Accessibility links

Democrats Propose Reforms to US Lobbying Rules

House Democrats are proposing extensive new reforms to rules for lobbyists who spend hundreds of millions of dollars to influence lawmakers on various issues before Congress.

The initiative by two House members stems in part from the controversy over a well-known lobbyist, Jack Abramoff, whose credit card was used to pay travel and other expenses for the House Majority Leader, Tom DeLay.

The complex story regarding Mr. Abramoff, who is the subject of a federal investigation on tax and other issues, has triggered a reaction in Congress.

Many members rushed to review records to make sure they were not in violation of rules prohibiting registered lobbyists from paying for travel of lawmakers or their aides.

Questions about Mr. Abramoff's involvement with lawmakers have not been limited to Republicans. New reports focused on two House Democrats, Congressmen Bennie Thompson and James Clyburn, after records showed Mr. Abramoff paid initial expenses for their trips, along with two aides, to the Marianas Islands in 1997.

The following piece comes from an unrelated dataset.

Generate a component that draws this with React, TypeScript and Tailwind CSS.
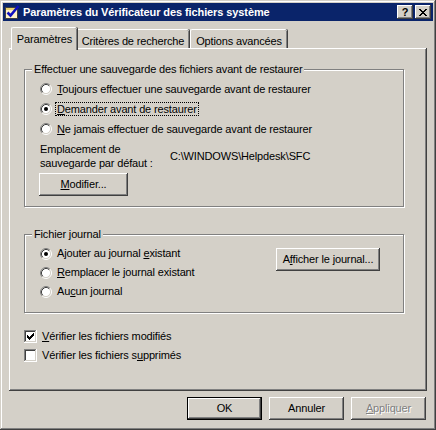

Congressman Marty Meehan, a Massachusetts Democrat, says it's time for another effort to reform laws pertaining to lobbyists.

“In recent months, the American people have learned more about the kind of unseemly influence-peddling that occurs all too often here in Washington. Today there is an ethical cloud hanging over this institution. The United States Congress has lost the confidence of the majority of the American people,” said Mr. Meehan.

Congressman Meehan and fellow Democrat Rahm Emanuel propose legislation that would require more frequent and extensive disclosure of contacts and funding for travel.

It would also address so-called revolving door in which lawmakers or staff move with ease to the private sector, only to return in a new role as lobbyists on Capitol Hill.

Among other things, registered lobbyists or foreign agents would be prohibited from arranging or organizing travel for lawmakers or staff. It would also increase from one to two years the amount of time lawmakers or staff would wait until they could engage in lobbying.

Congressman Emmanuel says the focus should not be on questions about individual lawmakers, but on an overall need for change.

“This is not [all] about trips,” he added. “This legislation urges a comprehensive review of rules as relates to the relationship between the professional lobbying community and the Congress and how the two function.”

Republicans leaders appear open to considering changes, although they say the initial focus will be on increasing money available to the House Ethics Committee to hire staff who can advise members on travel guidelines.